Recently, I drew a typical calendar and began to fill up the days in block increments representing hours. I wanted to see what I was doing with my time. I filled in blocks for sleep, work, exercise, devotions, errands, standing meetings, service to others, commute time, and, yes, blogging. Not much free time was left. Then I began to analyze my time through the grid of relationships I see defined for me in Scripture (daughter, sister, aunt, employee, church member, etc.) and the activities I see that are priorities in Scripture and are worthy of reward (sharing the gospel, doing good works, practicing hospitality, and so forth). Was the tyranny of the urgent, or even just the selfish, dominating the important and the eternal? My calendar would let me know.
As I filled it in, I realized I had two missing areas: recreation and margin. Margin is the "breathing space" you have in your schedule that makes room for the needs and interruptions of others. These things always happen, so not to plan for them is unwise. It's also unkind, because we do need to make ourselves available for the needs of others. There should be at least a few people who know us well enough that they feel the freedom to call in the middle of the night if they have a need or problem.
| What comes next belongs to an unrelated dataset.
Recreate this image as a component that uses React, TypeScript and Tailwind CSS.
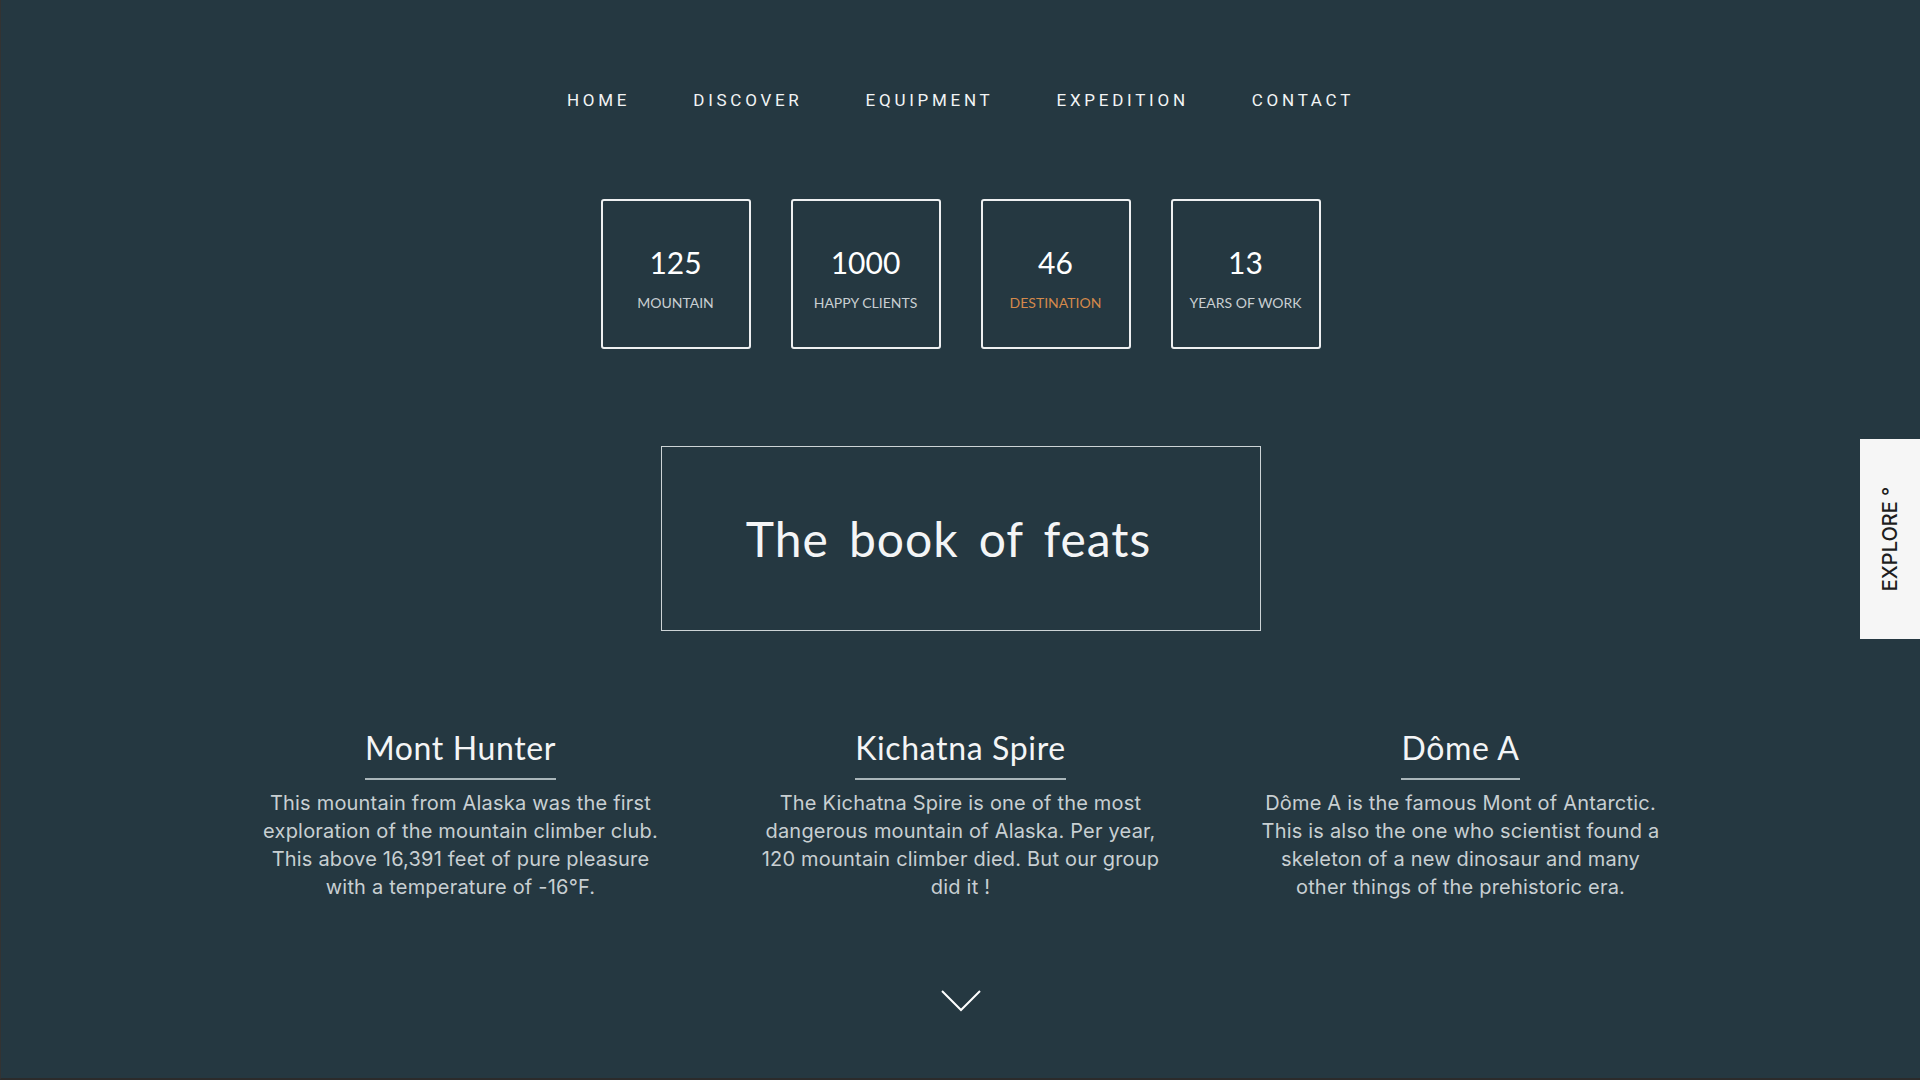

Time for recreation or leisure is also a necessary component of our schedules. There are some who say this is too great a preoccupation for Americans. There are others who say we take too little time. I've read many articles that state Americans have the least amount of vacation time of any developed nation. That would be an accurate observation in my experience. My European and Australian friends can't believe most of us only get two weeks of leave and then we don't always take it. But rest is important. Rest has always been a biblical expression of humility and it is a promise for our futures in eternity.
A few years ago, I heard a message by Jeff Purswell titled "A Biblical Understanding of Leisure." What I remember so clearly is how he differentiated between God-glorifying recreation and mindless vegging out. The latter is an escape while the former is a purposeful effort to recharge by enjoying God's creation. I believe he asked us to consider what activities refresh our bodies, souls, and minds so that we will be sufficiently energized to keep serving God with joy and peace. It's so easy to flop on the sofa with a DVD, but do we feel recharged or further drained afterward?
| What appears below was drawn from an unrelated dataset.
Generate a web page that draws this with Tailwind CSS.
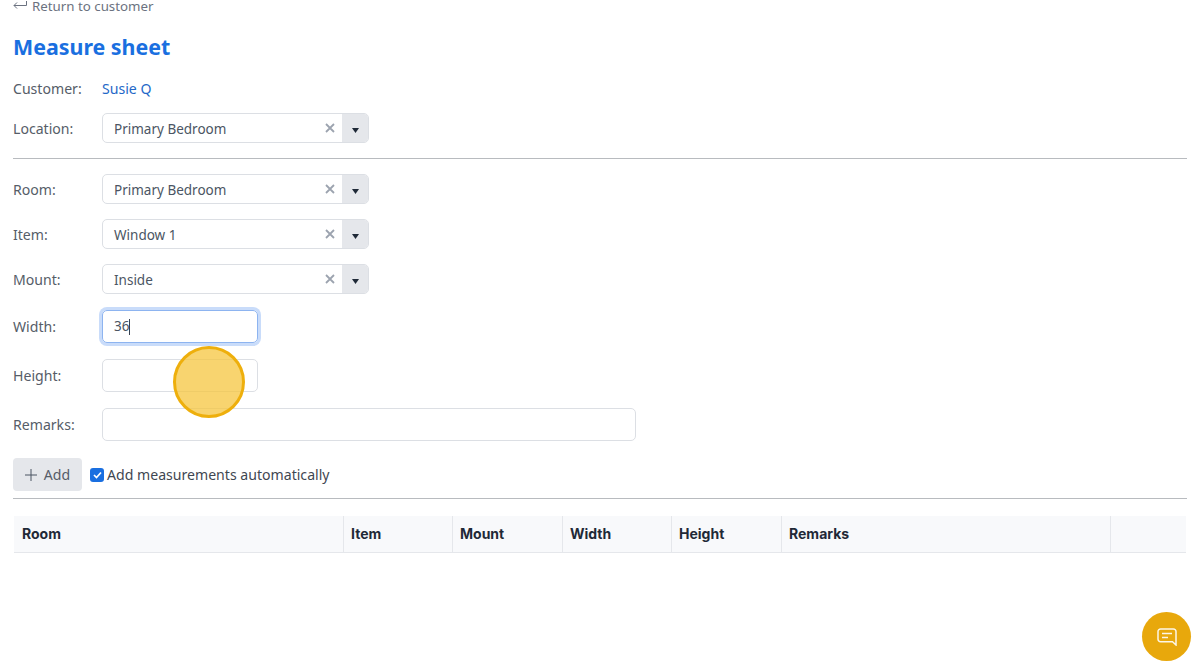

For me, being near water makes me grateful to God; one of my favorite sports is kayaking. So that Sunday after hearing Jeff I headed to a lake near my house and paddled around for an hour or so. Each summer, I marvel at how these few hours paddling--the same amount of time as a movie--feel like a mini-vacation. I've been able to spread the cheer by teaching a few friends, too.
I'm fairly sure there are no eternal rewards for kayaking. But rest and recreation are necessary for fruitfulness in other areas of our lives. They are also expressions of our dependence on God. His creatures need time off, but He does not.
As summer comes to a close (at least in the Northern hemisphere), I hope you will be able to enjoy a few hours of rest and re-energizing leisure. For my friends in the Southern hemisphere, may you enjoy the quiet moments of the waning winter!
(My latest kayaking converts are Jane and Aida Alam, in the top picture, and Cleo Mercado, in the boat with me.)